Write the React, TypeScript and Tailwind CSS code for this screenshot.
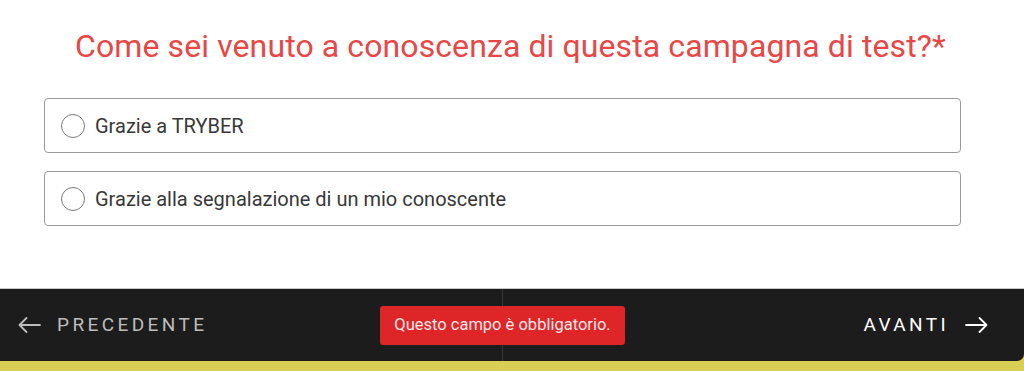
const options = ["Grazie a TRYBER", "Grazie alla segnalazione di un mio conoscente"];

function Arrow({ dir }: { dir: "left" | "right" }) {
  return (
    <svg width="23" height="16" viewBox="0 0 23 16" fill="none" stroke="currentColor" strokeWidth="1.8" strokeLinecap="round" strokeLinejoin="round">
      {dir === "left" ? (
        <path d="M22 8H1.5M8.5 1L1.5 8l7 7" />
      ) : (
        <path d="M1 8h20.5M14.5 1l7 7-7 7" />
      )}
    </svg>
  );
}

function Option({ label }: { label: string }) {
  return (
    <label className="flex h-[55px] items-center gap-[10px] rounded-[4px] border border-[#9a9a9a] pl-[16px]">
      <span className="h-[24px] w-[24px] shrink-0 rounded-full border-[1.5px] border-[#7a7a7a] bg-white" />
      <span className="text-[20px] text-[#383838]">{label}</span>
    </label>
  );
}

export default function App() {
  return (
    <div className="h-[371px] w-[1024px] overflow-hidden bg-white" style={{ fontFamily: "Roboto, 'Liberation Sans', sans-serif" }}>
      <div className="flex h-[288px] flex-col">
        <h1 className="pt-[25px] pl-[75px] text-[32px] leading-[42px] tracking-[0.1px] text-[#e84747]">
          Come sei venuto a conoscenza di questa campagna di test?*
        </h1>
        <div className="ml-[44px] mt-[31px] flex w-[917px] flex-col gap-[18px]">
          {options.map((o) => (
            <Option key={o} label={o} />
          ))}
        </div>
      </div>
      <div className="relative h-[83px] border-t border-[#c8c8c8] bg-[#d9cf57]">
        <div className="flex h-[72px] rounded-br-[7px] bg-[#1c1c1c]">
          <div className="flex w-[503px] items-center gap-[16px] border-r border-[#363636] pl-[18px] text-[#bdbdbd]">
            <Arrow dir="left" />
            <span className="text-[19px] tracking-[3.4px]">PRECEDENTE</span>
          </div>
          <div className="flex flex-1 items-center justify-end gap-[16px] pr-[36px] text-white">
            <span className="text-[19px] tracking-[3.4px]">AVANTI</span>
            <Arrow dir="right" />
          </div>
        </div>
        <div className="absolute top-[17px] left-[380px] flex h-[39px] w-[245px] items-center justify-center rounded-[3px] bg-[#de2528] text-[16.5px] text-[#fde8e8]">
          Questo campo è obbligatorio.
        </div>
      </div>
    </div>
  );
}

_ _ _ _ _ _ _

• _WHAT YOU ARE ASKED TO DO_:
Print, exactly as written, the lines above from the first one to the one containing "alla segnalazione di". Leave out pictures.

• _THE OUTPUT_:
Write the React, TypeScript and Tailwind CSS code for this screenshot.
const options = ["Grazie a TRYBER", "Grazie alla segnalazione di un mio conoscente"];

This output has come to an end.